A l’antenne sur TF1 depuis le 25 juin, Lost, les disparus est la série événement de l’été 2005. 6.5 millions de téléspectateurs sont au rendez-vous pour suivre trois épisodes, chaque samedi soir. Parmi les rescapés de Lost, la personnalité de Jack est mis en avant. Interprété par Matthew Perry, Jack est le médecin qui n’hésite pas à prendre les choses en main pour la survie sur l’île. Toutelatele.com est parti à la rencontre de Xavier Fagnon qui double Matthew Fox dans la version française de Lost, les disparus. Une occasion de nous arrêter sur une profession de l’ombre : celle de doubleur.

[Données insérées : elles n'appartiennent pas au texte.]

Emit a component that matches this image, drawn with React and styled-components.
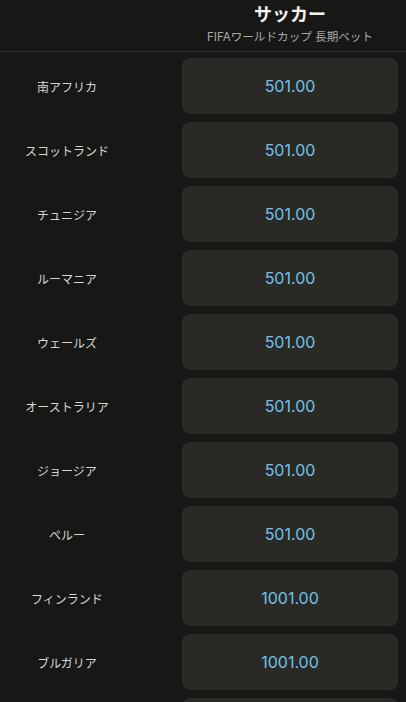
import styled, { createGlobalStyle } from 'styled-components';

const GlobalStyle = createGlobalStyle`
	html, body {
		margin: 0;
		padding: 0;
		background: #171716;
	}
	body {
		font-family: "Inter", "Noto Sans CJK JP", sans-serif;
		-webkit-font-smoothing: antialiased;
	}
`;

const Pagina = styled.div`
	width: 406px;
	height: 702px;
	background: #171716;
	overflow: hidden;
`;

const Cabecera = styled.header`
	display: grid;
	grid-template-columns: 134px 216px;
	justify-content: space-between;
	padding: 0 8px 0 0;
	height: 51px;
	border-bottom: 1px solid #2f2f2d;
`;

const BloqueTitulo = styled.div`
	grid-column: 2;
	display: flex;
	flex-direction: column;
	align-items: center;
	padding-top: 2px;

	h1 {
		margin: 0;
		font-size: 18px;
		line-height: 26px;
		font-weight: 700;
		color: #f2f2f2;
	}

	p {
		margin: 0;
		font-size: 11.6px;
		line-height: 18px;
		color: #a9a9a6;
		white-space: nowrap;
	}
`;

const Lista = styled.div`
	display: flex;
	flex-direction: column;
	gap: 8px;
	padding: 6px 8px 0 0;
`;

const Fila = styled.div`
	display: grid;
	grid-template-columns: 134px 216px;
	justify-content: space-between;
	align-items: center;
	height: 56px;
`;

const Equipo = styled.span`
	text-align: center;
	font-size: 12px;
	color: #d6d6d4;
`;

const Cuota = styled.button`
	height: 56px;
	border: none;
	border-radius: 8px;
	background: #2a2926;
	color: #6fc3ea;
	font-family: "Inter", sans-serif;
	font-size: 16px;
	cursor: pointer;
`;

const equipos = [
	{ nombre: '南アフリカ', cuota: '501.00' },
	{ nombre: 'スコットランド', cuota: '501.00' },
	{ nombre: 'チュニジア', cuota: '501.00' },
	{ nombre: 'ルーマニア', cuota: '501.00' },
	{ nombre: 'ウェールズ', cuota: '501.00' },
	{ nombre: 'オーストラリア', cuota: '501.00' },
	{ nombre: 'ジョージア', cuota: '501.00' },
	{ nombre: 'ペルー', cuota: '501.00' },
	{ nombre: 'フィンランド', cuota: '1001.00' },
	{ nombre: 'ブルガリア', cuota: '1001.00' },
	{ nombre: '', cuota: '' }
];

const App = () => {
	return (
		<>
			<GlobalStyle />
			<Pagina>
				<Cabecera>
					<BloqueTitulo>
						<h1>サッカー</h1>
						<p>FIFAワールドカップ 長期ベット</p>
					</BloqueTitulo>
				</Cabecera>
				<Lista>
					{equipos.map((equipo, index) => (
						<Fila key={index}>
							<Equipo>{equipo.nombre}</Equipo>
							<Cuota>{equipo.cuota}</Cuota>
						</Fila>
					))}
				</Lista>
			</Pagina>
		</>
	);
};

export default App;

Tony Cotte : Votre métier intrigue plus d’un téléspectateur et une question revient sans cesse : Comment devient-on doubleur ?

Xavier Fagnon : Il faut déjà une formation de comédien. Les gens pensent qu’il suffit d’avoir une belle voix mais ça va au-delà. Il faut s’adapter au jeu d’un autre et incarner un personnage dans une situation, dans le son et dans la respiration. Généralement, les personnes intéressées rencontrent un comédien. Puis, elles assistent à des séances et passent des essais. De fil en aiguille, on apprend le métier. Dans mon cas, j’ai mis six mois avant de toucher mon premier cachet.

Tony Cotte : Quelles sont les étapes avant de devenir « doubleur professionnel » ?

Xavier Fagnon : Pour commencer, on fait des voix de personnages en fond, c’est ce qu’on appelle des « ambiances ». Ce sont des interventions minimes. Puis, on obtient des petits rôles avant de doubler des personnages importants. Quand on est bon comédien, il peut arriver de sauter les étapes généralement pour les longs métrages car les gens ont plus de temps pour diriger un film. Mais cette prise de risque se fait uniquement si la personne à un bon niveau à la base ou quelque chose de naturel qui lui échappe.

Tony Cotte : Combien faut-il de temps pour doubler un long métrage ?

Xavier Fagnon : C’est très variable selon le rôle. Par exemple, pour les rôles principaux des Quatre Fantastiques, nous avons mis quatre jours.

Tony Cotte : Qui écrit les textes ?

Xavier Fagnon : Ce sont des adaptateurs. Les textes sont très bien travaillés mais il arrive qu’on change des choses qui échappent à l’adaptateur. Dans les séries comiques par exemple, il se peut qu’on formule autrement pour aider à notre naturel. Dans les situations qui demandent une certaine spontanéité, on va également essayer d’adapter les choses à notre manière pour se sentir plus à l’aise.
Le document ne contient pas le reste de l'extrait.